The minister’s reference to Russian escalation through air attacks reflects a pattern that has defined the conflict’s recent trajectory. As Ukrainian ground forces have held the front lines more effectively than Russia anticipated, Russian strategy has shifted toward large-scale drone and missile strikes against Ukrainian cities, energy infrastructure, and civilian targets. Those strikes place the same Unmanned Systems Force Command in a dual role: operating offensive drones against Russian military targets while also providing part of the layered defense against incoming Russian unmanned aircraft. The Toyota trucks, configured for radar detection and counter-drone employment alongside their transport role, give those units the mobile platform they need to reposition quickly as the threat picture changes.

The Netherlands has been among Ukraine’s most consistent and early supporters among European NATO members, providing Patriot air defense systems, F-16 fighter jets, artillery ammunition, and a sustained flow of equipment and financial support since the full-scale invasion began in February 2022. The Hilux transfer fits within that pattern of practical, operationally relevant assistance that matches Ukrainian needs rather than simply transferring whatever surplus equipment the donor has available. Ukraine’s military has consistently prioritized mobility, drone capability, and electronic warfare over heavier conventional platforms in its equipment requests, and the Dutch response reflects an understanding of that operational logic.

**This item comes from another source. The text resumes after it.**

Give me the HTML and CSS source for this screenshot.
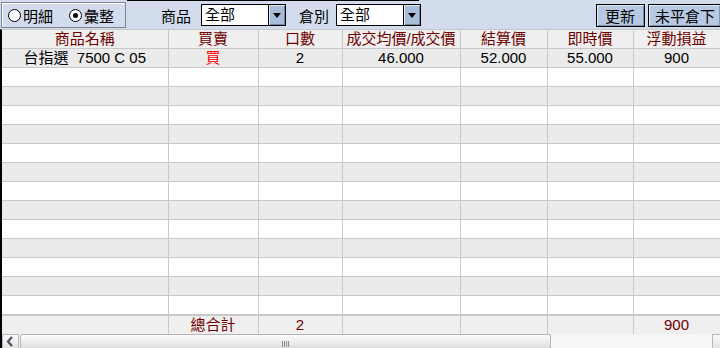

The broader lesson that the Dutch defence ministry drew from Ukraine’s experience is also stated plainly in the ministry’s framing of the transfer. Drone warfare has proven decisive in the conflict, employed for reconnaissance, target acquisition, logistics, and direct attack, while simultaneously requiring every frontline unit to maintain organic counter-drone capability to survive. That dual requirement, fighting with drones and against them simultaneously, has reshaped how NATO militaries think about combined arms operations at every echelon, and the Netherlands’ statement that it is learning from Ukraine’s experience is an acknowledgment that the Dutch armed forces are absorbing those lessons for their own doctrine and capability development.